--- Start of GIVEN DATA ---

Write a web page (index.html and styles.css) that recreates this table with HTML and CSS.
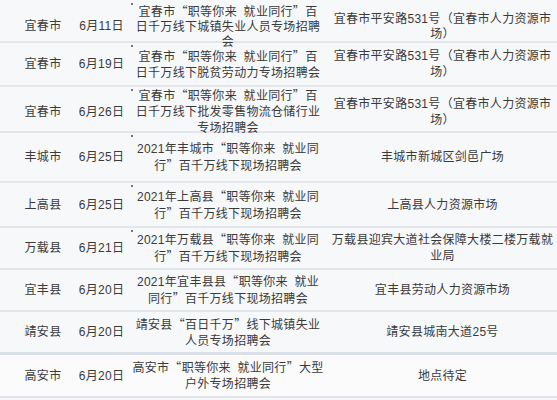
FILE: index.html
```html
<!DOCTYPE html>
<html lang="zh-CN">
<head>
<meta charset="utf-8">
<title>招聘会安排</title>
<link rel="stylesheet" href="styles.css">
</head>
<body>
<div class="table">
  <div class="row r1">
    <div class="cell city">宜春市</div>
    <div class="cell date">6月11日</div>
    <div class="cell name"><span class="mark"></span><div class="txt">宜春市<span class="q">“</span>职等你来 就业同行<span class="q">”</span>百<br>日千万线下城镇失业人员专场招聘<br>会</div></div>
    <div class="cell place"><div class="txt">宜春市平安路531号（宜春市人力资源市<br>场）</div></div>
  </div>
  <div class="row r2">
    <div class="cell city">宜春市</div>
    <div class="cell date">6月19日</div>
    <div class="cell name"><span class="mark"></span><div class="txt">宜春市<span class="q">“</span>职等你来 就业同行<span class="q">”</span>百<br>日千万线下脱贫劳动力专场招聘会</div></div>
    <div class="cell place"><div class="txt">宜春市平安路531号（宜春市人力资源市<br>场）</div></div>
  </div>
  <div class="row r3">
    <div class="cell city">宜春市</div>
    <div class="cell date">6月26日</div>
    <div class="cell name"><span class="mark"></span><div class="txt">宜春市<span class="q">“</span>职等你来 就业同行<span class="q">”</span>百<br>日千万线下批发零售物流仓储行业<br>专场招聘会</div></div>
    <div class="cell place"><div class="txt">宜春市平安路531号（宜春市人力资源市<br>场）</div></div>
  </div>
  <div class="row r4">
    <div class="cell city">丰城市</div>
    <div class="cell date">6月25日</div>
    <div class="cell name"><span class="mark"></span><div class="txt">2021年丰城市<span class="q">“</span>职等你来 就业同<br>行<span class="q">”</span>百千万线下现场招聘会</div></div>
    <div class="cell place"><div class="txt">丰城市新城区剑邑广场</div></div>
  </div>
  <div class="row r5">
    <div class="cell city">上高县</div>
    <div class="cell date">6月25日</div>
    <div class="cell name"><span class="mark"></span><div class="txt">2021年上高县<span class="q">“</span>职等你来 就业同<br>行<span class="q">”</span>百千万线下现场招聘会</div></div>
    <div class="cell place"><div class="txt">上高县人力资源市场</div></div>
  </div>
  <div class="row r6">
    <div class="cell city">万载县</div>
    <div class="cell date">6月21日</div>
    <div class="cell name"><span class="mark"></span><div class="txt">2021年万载县<span class="q">“</span>职等你来 就业同<br>行<span class="q">”</span>百千万线下现场招聘会</div></div>
    <div class="cell place"><div class="txt">万载县迎宾大道社会保障大楼二楼万载就<br>业局</div></div>
  </div>
  <div class="row r7">
    <div class="cell city">宜丰县</div>
    <div class="cell date">6月20日</div>
    <div class="cell name"><div class="txt">2021年宜丰县县<span class="q">“</span>职等你来 就业<br>同行<span class="q">”</span>百千万线下现场招聘会</div></div>
    <div class="cell place"><div class="txt">宜丰县劳动人力资源市场</div></div>
  </div>
  <div class="row r8">
    <div class="cell city">靖安县</div>
    <div class="cell date">6月20日</div>
    <div class="cell name"><div class="txt">靖安县<span class="q">“</span>百日千万<span class="q">”</span>线下城镇失业<br>人员专场招聘会</div></div>
    <div class="cell place"><div class="txt">靖安县城南大道25号</div></div>
  </div>
  <div class="row r9">
    <div class="cell city">高安市</div>
    <div class="cell date">6月20日</div>
    <div class="cell name"><div class="txt">高安市<span class="q">“</span>职等你来 就业同行<span class="q">”</span>大型<br>户外专场招聘会</div></div>
    <div class="cell place"><div class="txt">地点待定</div></div>
  </div>
</div>
</body>
</html>
```

FILE: styles.css
```css
html, body {
  margin: 0;
  padding: 0;
  background: #f7f8fa;
}

body {
  width: 557px;
  height: 400px;
  overflow: hidden;
  font-family: "Liberation Sans", "Noto Sans CJK SC", sans-serif;
  font-size: 12px;
  letter-spacing: 0.3px;
  word-spacing: 3px;
  color: #3a3a3a;
}

.table {
  display: flex;
  flex-direction: column;
}

.row {
  display: grid;
  grid-template-columns: 73px 57px 196px 231px;
  border-bottom: 2px solid #e3e7ec;
  box-sizing: border-box;
}

.r1 { height: 43px; padding-top: 3px; }
.r2 { height: 44px; }
.r3 { height: 46px; }
.r4 { height: 50px; }
.r5 { height: 45px; }
.r6 { height: 42px; }
.r7 { height: 42px; }
.r8 { height: 43px; border-bottom: 3px solid #d8dfe8; }
.r9 { height: 43px; background: #fbfbfc; border-bottom: 2px solid #e0e3e7; }

.cell {
  display: flex;
  align-items: center;
  justify-content: center;
  text-align: center;
  line-height: 16px;
  white-space: nowrap;
}

.r1 .cell { line-height: 15px; }

.txt {
  text-align: center;
}

.city { padding-left: 13px; }

.name {
  position: relative;
}

.place {
  padding-left: 2px;
}

.q {
  font-family: "Noto Sans CJK SC", sans-serif;
}

.mark {
  position: absolute;
  left: 1px;
  top: 2px;
  width: 2px;
  height: 2px;
  background: #4a4a4a;
  border-radius: 1px;
}

.r1 .mark { top: 0; }
```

--- End of GIVEN DATA ---

**INSTRUCTIONS FOR THE TASK**
Find the lines above that include the string "styles" and copy them.

**WRITTEN RESPONSE**
Write a web page (index.html and styles.css) that recreates this table with HTML and CSS.
<link rel="stylesheet" href="styles.css">
FILE: styles.css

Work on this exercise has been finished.